I Rush possono non interessare, in particolare a causa dell’impegnativa voce del bassista Geddy Lee, tanto intonata quanto tendenzialmente stridula, oppure per quell’aria iperrazionale ed ipertecnologica del loro suono e del loro stile. Nessuno d’altro canto può contestare il contributo di personalità e coesione, creatività e coerenza, impegno e umiltà, brillantezza e tecnica, novità ed evoluzione che hanno dato alla musica rock.
Partiti a metà degli anni settanta sulle solite coordinate zeppeliniane, si sono poi velocemente evoluti/involuti verso un ridondante progressive (e questo proprio negli anni del riflusso punk e new wave) per poi finalmente approdare ad una fase ottantiana di perfetto equilibrio fra melodia e avanguardia, cerebralità e accessibilità, potenza e leggerezza. L’avvento degli anni novanta ha visto però un sensibile impoverimento della loro vena compositiva, con opere più che dignitose ma solo sporadicamente illuminate da qualcosa di eccelso.
Anche l’attuale decennio non riserva grosse sorprese positive, o negative, per i Rush. Neil, Geddy ed il loro chitarrista Alex Lifeson continuano ad esplorare la loro immensa coesione musicale, la padronanza assoluta del ritmo in particolar modo, ma il tutto suona da tempo quasi come un esercizio di stile, per chi conosce bene il loro repertorio. Questo disco, se fosse il loro primo o secondo, richiamerebbe aggettivi superlativi a iosa; invece è il diciottesimo ed a quasi ogni sua canzone può essere trovato un corrispettivo passato nell’enorme discografia che l’ha preceduto.
Come tutti i gruppi ipertecnici, i Rush colpiscono ed entusiasmano la prima mezz’ora, poi vengono un po’ a noia: così indaffarate e impegnative le loro partiture, così tesa e chioccia la modulazione vocale. Negli anni ottanta avevano trovato soluzione a questo, con un respiro più lineare e ruffiano delle melodie, l’uso intelligente delle tastiere e dei suoni transistorizzati (quest’ultimo un vero miracolo controcorrente, giacché il rock migliore è sempre stato fatto coincidere con chitarre dominanti e valvole fumanti), la ricerca di liricità e la grande compattezza degli assoli strumentali.

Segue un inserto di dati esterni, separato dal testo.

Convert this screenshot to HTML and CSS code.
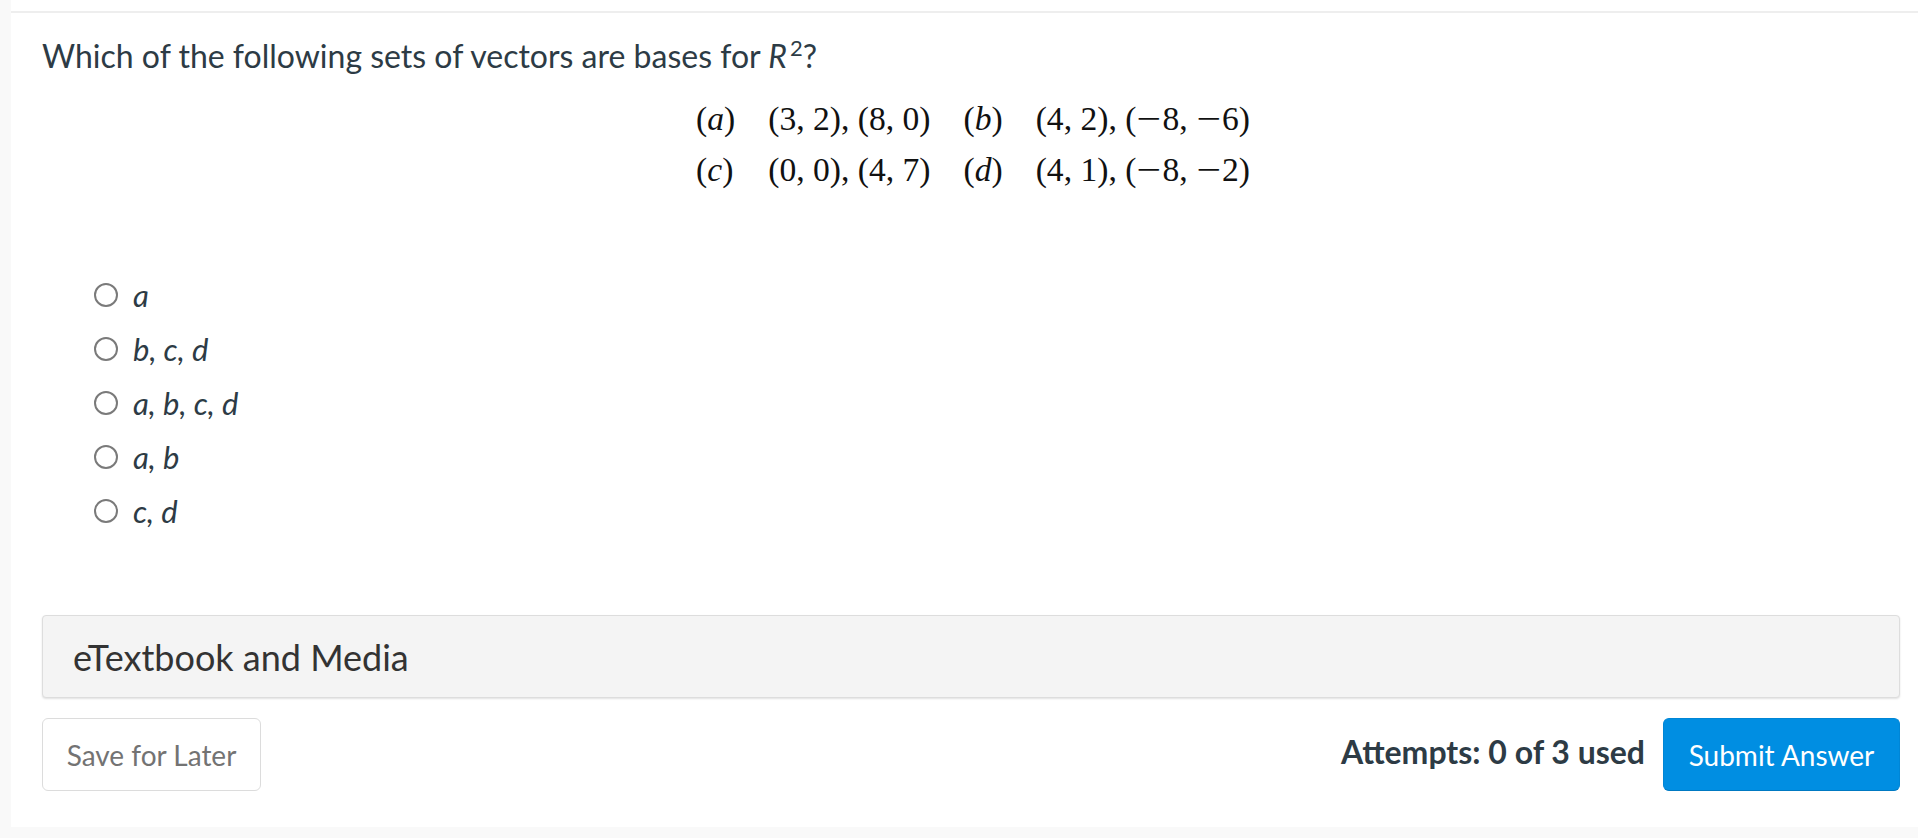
FILE: index.html
```html
<!DOCTYPE html>
<html lang="en">
<head>
<meta charset="utf-8">
<title>Question</title>
<link rel="stylesheet" href="styles.css">
</head>
<body>
<div class="page">
  <div class="topbar"></div>
  <div class="content">
    <p class="question">Which of the following sets of vectors are bases for <i class="var">R</i><sup class="sup">2</sup>?</p>
    <div class="vectors">
      <span class="lbl">(<i>a</i>)</span><span class="vec">(3, 2), (8, 0)</span>
      <span class="lbl">(<i>b</i>)</span><span class="vec">(4, 2), (<span class="minus">−</span>8, <span class="minus">−</span>6)</span>
      <span class="lbl">(<i>c</i>)</span><span class="vec">(0, 0), (4, 7)</span>
      <span class="lbl">(<i>d</i>)</span><span class="vec">(4, 1), (<span class="minus">−</span>8, <span class="minus">−</span>2)</span>
    </div>
    <ul class="options">
      <li class="option"><span class="radio"></span><span class="opt-text">a</span></li>
      <li class="option"><span class="radio"></span><span class="opt-text">b, c, d</span></li>
      <li class="option"><span class="radio"></span><span class="opt-text">a, b, c, d</span></li>
      <li class="option"><span class="radio"></span><span class="opt-text">a, b</span></li>
      <li class="option"><span class="radio"></span><span class="opt-text">c, d</span></li>
    </ul>
    <div class="media-panel">eTextbook and Media</div>
    <div class="actions">
      <button class="btn-save">Save for Later</button>
      <div class="actions-right">
        <span class="attempts">Attempts: 0 of 3 used</span>
        <button class="btn-submit">Submit Answer</button>
      </div>
    </div>
  </div>
</div>
</body>
</html>
```

FILE: styles.css
```css
html, body {
  margin: 0;
  padding: 0;
  background: #f9f9f9;
}
body {
  font-family: Lato, "Liberation Sans", sans-serif;
  color: #2d3b45;
}
.page {
  margin-left: 11px;
  height: 827px;
  background: #ffffff;
}
.topbar {
  height: 11px;
  border-bottom: 2px solid #eeeeee;
}
.content {
  padding: 0 18px 0 31px;
}
.question {
  margin: 20px 0 0 0;
  font-size: 32px;
  line-height: 45px;
  height: 45px;
}
.var {
  font-style: italic;
}
.sup {
  font-size: 22px;
  vertical-align: 12px;
  line-height: 0;
  margin-left: 3px;
}
.vectors {
  margin: 15px auto 0 auto;
  display: grid;
  grid-template-columns: auto auto auto auto;
  column-gap: 33px;
  width: max-content;
  font-family: "Liberation Serif", "Times New Roman", serif;
  font-size: 33.6px;
  line-height: 51px;
  color: #111;
  transform: translateX(2px);
}
.vectors .lbl i {
  font-style: italic;
}
.minus {
  display: inline-block;
  width: 26px;
  text-align: center;
  transform: scaleX(1.3);
}
.options {
  list-style: none;
  margin: 73px 0 0 0;
  padding: 0;
}
.option {
  display: flex;
  align-items: center;
  height: 54px;
  padding-left: 52px;
}
.radio {
  box-sizing: border-box;
  width: 24px;
  height: 24px;
  border: 2px solid #7a7a7a;
  border-radius: 50%;
  flex: none;
}
.opt-text {
  margin-left: 15px;
  font-style: italic;
  font-size: 31px;
  line-height: 40px;
  color: #2d3b45;
}
.media-panel {
  box-sizing: border-box;
  margin-top: 77px;
  height: 83px;
  background: #f4f4f4;
  border: 1px solid #dddddd;
  border-radius: 4px;
  box-shadow: 0 1px 2px rgba(0, 0, 0, 0.12);
  padding-left: 30px;
  display: flex;
  align-items: center;
  font-size: 36px;
  color: #333333;
}
.actions {
  margin-top: 20px;
  display: flex;
  justify-content: space-between;
  align-items: center;
}
.btn-save {
  box-sizing: border-box;
  width: 219px;
  height: 73px;
  background: #ffffff;
  border: 1.5px solid #dcdcdc;
  border-radius: 6px;
  font-family: Lato, "Liberation Sans", sans-serif;
  font-size: 28px;
  color: #737373;
  padding: 0;
}
.actions-right {
  display: flex;
  align-items: center;
  gap: 18px;
}
.attempts {
  font-weight: 700;
  font-size: 32px;
  color: #2d3b45;
  margin-top: -6px;
}
.btn-submit {
  box-sizing: border-box;
  width: 237px;
  height: 73px;
  background: #008ee2;
  border: 1px solid #0086d6;
  border-bottom-color: #0079c2;
  border-radius: 6px;
  font-family: Lato, "Liberation Sans", sans-serif;
  font-size: 28px;
  color: #ffffff;
  padding: 0;
}
```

Alla fine, il brano che si eleva maggiormente in scaletta finisce per essere “Hope”, un breve e delizioso strumentale che vede il solo Lifeson alla 12 corde acustica, a quanto dichiarato lo strumento principale usato in fase di composizione. Difficile intuirlo, dato il gran numero di riffoni di Les Paul, taglienti e saturi, che solcano le composizioni.

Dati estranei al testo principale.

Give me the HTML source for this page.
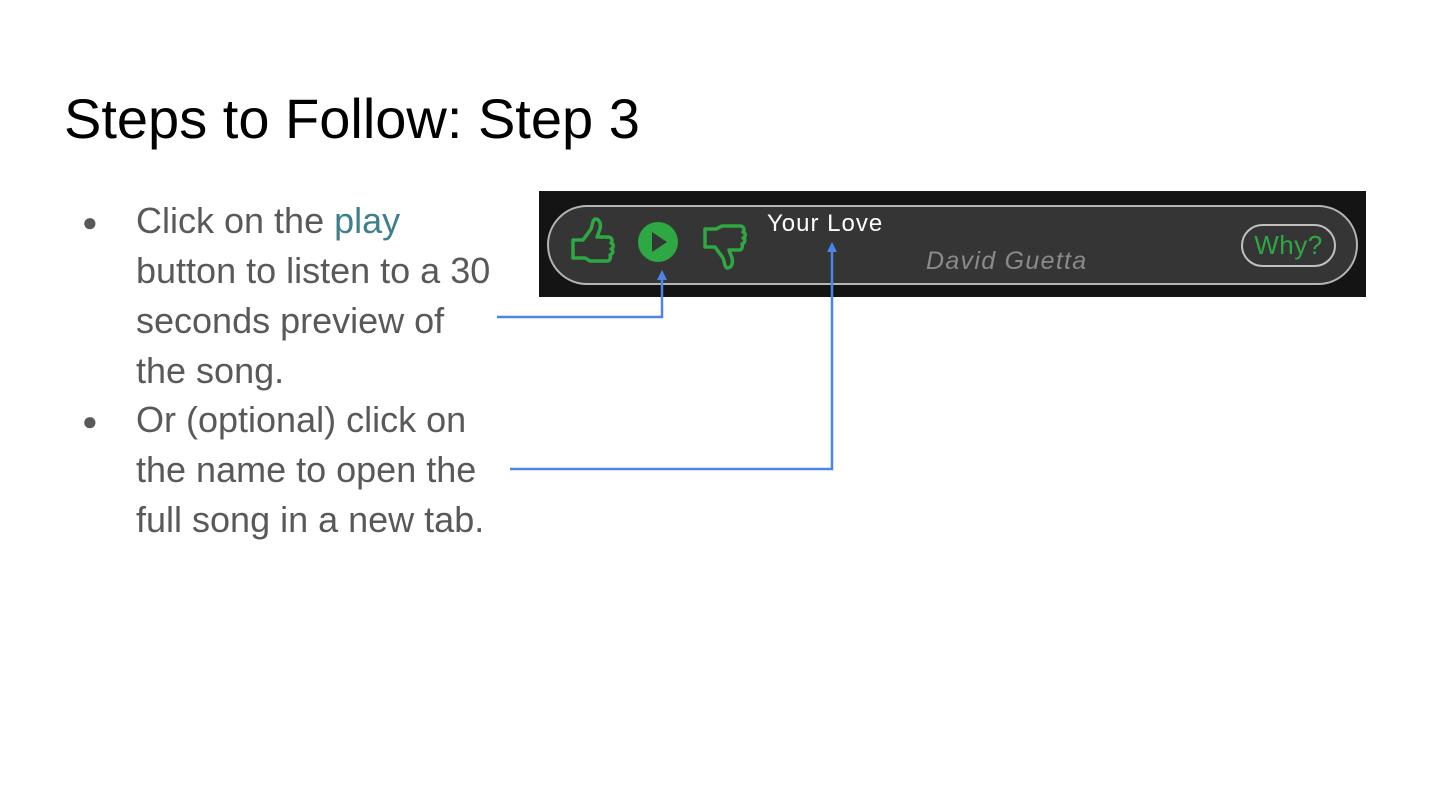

Massimo rispetto per i Rush, tre musicisti bravissimi e veramente particolari (anche nel loro mix culturale: Gary Lee Weinrib, in arte Geddy Lee, ha genitori ebreo-polacchi rifugiatisi in Canada per sfuggire alla Gestapo, mentre Alexandar Zivijinovic, in arte Alex Lifeson, è figlio di immigrati serbi), ma da molto tempo a questa parte li sento viaggiare abbastanza con il pilota automatico. Come già spiegato, ed in controtendenza con l’opinione comune dei loro fans, decisamente propensa a celebrare i loro primi dischi degli anni settanta, amo invece la loro fase mediana di carriera, a partire da “Moving Pictures” (1981) fino ad “Hold Your Fire” (1987). A confronto, solo ampia sufficienza per questa loro ultima fatica.